> _SHORT PROBLEM_
Reproduce the listing word for word, leaving every picture behind.

> _SOURCE EXCERPT_
◆ ◆ ◆ ◆

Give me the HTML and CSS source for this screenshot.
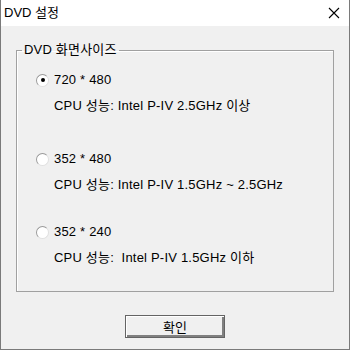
FILE: index.html
```html
<!DOCTYPE html>
<html>
  <head>
    <title>DVD 설정</title>
    <link rel="stylesheet" href="styles.css">
  </head>
  <body>
    <div class="window">
      <div class="titlebar">
        <span class="title">DVD 설정</span>
        <svg class="close" width="12" height="12" viewBox="0 0 12 12">
          <path d="M1 1 L11 11 M11 1 L1 11" stroke="#000" stroke-width="1.1" fill="none" />
        </svg>
      </div>
      <div class="content">
        <fieldset class="group">
          <legend>DVD 화면사이즈</legend>
          <div class="option first">
            <div class="radio-line">
              <span class="radio checked"></span>
              <span>720 * 480</span>
            </div>
            <div class="cpu">CPU 성능: Intel P-IV 2.5GHz 이상</div>
          </div>
          <div class="option second">
            <div class="radio-line">
              <span class="radio"></span>
              <span>352 * 480</span>
            </div>
            <div class="cpu">CPU 성능: Intel P-IV 1.5GHz ~ 2.5GHz</div>
          </div>
          <div class="option third">
            <div class="radio-line">
              <span class="radio"></span>
              <span>352 * 240</span>
            </div>
            <div class="cpu">CPU 성능:&nbsp; Intel P-IV 1.5GHz 이하</div>
          </div>
        </fieldset>
        <div class="actions">
          <button class="ok">확인</button>
        </div>
      </div>
    </div>
  </body>
</html>
```

FILE: styles.css
```css
body {
  margin: 0;
  font-family: "Liberation Sans", "Noto Sans CJK KR", sans-serif;
  font-size: 13px;
  color: #000;
  background: #f0f0f0;
}
.window {
  width: 350px;
  height: 350px;
  box-sizing: border-box;
  border: 1px solid #7a7a7a;
  border-top: none;
  background: #f0f0f0;
}
.titlebar {
  height: 26px;
  background: #fff;
  display: flex;
  align-items: center;
  justify-content: space-between;
  padding: 0 9px 0 3px;
}
.title {
  line-height: 16px;
  padding-bottom: 1px;
}
.close {
  display: block;
  margin-bottom: 1px;
}
.content {
  padding: 16px 0 0 15px;
}
.group {
  margin: 0;
  padding: 0 0 0 19px;
  width: 318px;
  height: 250px;
  box-sizing: border-box;
  border: 1px solid #a0a0a0;
  box-shadow: inset 1px 1px #fff;
  letter-spacing: 0.2px;
}
.group legend {
  margin-left: -14px;
  padding: 0 2px;
  line-height: 16px;
}
.option.first {
  margin-top: 14px;
}
.option.second {
  margin-top: 37px;
}
.option.third {
  margin-top: 31px;
}
.radio-line {
  display: flex;
  align-items: center;
  gap: 5px;
  line-height: 16px;
}
.radio {
  width: 11px;
  height: 11px;
  border-radius: 50%;
  border: 1px solid #9a9a9a;
  border-right-color: #e0e0e0;
  border-bottom-color: #e0e0e0;
  background: #fff;
  display: flex;
  align-items: center;
  justify-content: center;
}
.radio.checked::after {
  content: "";
  width: 4px;
  height: 4px;
  border-radius: 50%;
  background: #000;
}
.cpu {
  margin: 10px 0 0 18px;
  line-height: 16px;
}
.actions {
  display: flex;
  justify-content: center;
  margin-top: 23px;
  padding-right: 15px;
}
.ok {
  width: 100px;
  height: 23px;
  font-family: inherit;
  font-size: 13px;
  background: #f0f0f0;
  border: 1px solid #646464;
  box-shadow: inset 1px 1px #fff, inset -2px -2px #808080;
  padding: 0;
}
```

◆ ◆ ◆ ◆

> _TASK RESPONSE_
Give me the HTML and CSS source for this screenshot.
FILE: index.html
```html
<!DOCTYPE html>
<html>
  <head>
    <title>DVD 설정</title>
    <link rel="stylesheet" href="styles.css">
  </head>
  <body>
    <div class="window">
      <div class="titlebar">
        <span class="title">DVD 설정</span>
        <svg class="close" width="12" height="12" viewBox="0 0 12 12">
          <path d="M1 1 L11 11 M11 1 L1 11" stroke="#000" stroke-width="1.1" fill="none" />
        </svg>
      </div>
      <div class="content">
        <fieldset class="group">
          <legend>DVD 화면사이즈</legend>
          <div class="option first">
            <div class="radio-line">
              <span class="radio checked"></span>
              <span>720 * 480</span>
            </div>
            <div class="cpu">CPU 성능: Intel P-IV 2.5GHz 이상</div>
          </div>
          <div class="option second">
            <div class="radio-line">
              <span class="radio"></span>
              <span>352 * 480</span>
            </div>
            <div class="cpu">CPU 성능: Intel P-IV 1.5GHz ~ 2.5GHz</div>
          </div>
          <div class="option third">
            <div class="radio-line">
              <span class="radio"></span>
              <span>352 * 240</span>
            </div>
            <div class="cpu">CPU 성능:&nbsp; Intel P-IV 1.5GHz 이하</div>
          </div>
        </fieldset>
        <div class="actions">
          <button class="ok">확인</button>
        </div>
      </div>
    </div>
  </body>
</html>
```

FILE: styles.css
```css
body {
  margin: 0;
  font-family: "Liberation Sans", "Noto Sans CJK KR", sans-serif;
  font-size: 13px;
  color: #000;
  background: #f0f0f0;
}
.window {
  width: 350px;
  height: 350px;
  box-sizing: border-box;
  border: 1px solid #7a7a7a;
  border-top: none;
  background: #f0f0f0;
}
.titlebar {
  height: 26px;
  background: #fff;
  display: flex;
  align-items: center;
  justify-content: space-between;
  padding: 0 9px 0 3px;
}
.title {
  line-height: 16px;
  padding-bottom: 1px;
}
.close {
  display: block;
  margin-bottom: 1px;
}
.content {
  padding: 16px 0 0 15px;
}
.group {
  margin: 0;
  padding: 0 0 0 19px;
  width: 318px;
  height: 250px;
  box-sizing: border-box;
  border: 1px solid #a0a0a0;
  box-shadow: inset 1px 1px #fff;
  letter-spacing: 0.2px;
}
.group legend {
  margin-left: -14px;
  padding: 0 2px;
  line-height: 16px;
}
.option.first {
  margin-top: 14px;
}
.option.second {
  margin-top: 37px;
}
.option.third {
  margin-top: 31px;
}
.radio-line {
  display: flex;
  align-items: center;
  gap: 5px;
  line-height: 16px;
}
.radio {
  width: 11px;
  height: 11px;
  border-radius: 50%;
  border: 1px solid #9a9a9a;
  border-right-color: #e0e0e0;
  border-bottom-color: #e0e0e0;
  background: #fff;
  display: flex;
  align-items: center;
  justify-content: center;
}
.radio.checked::after {
  content: "";
  width: 4px;
  height: 4px;
  border-radius: 50%;
  background: #000;
}
.cpu {
  margin: 10px 0 0 18px;
  line-height: 16px;
}
.actions {
  display: flex;
  justify-content: center;
  margin-top: 23px;
  padding-right: 15px;
}
.ok {
  width: 100px;
  height: 23px;
  font-family: inherit;
  font-size: 13px;
  background: #f0f0f0;
  border: 1px solid #646464;
  box-shadow: inset 1px 1px #fff, inset -2px -2px #808080;
  padding: 0;
}
```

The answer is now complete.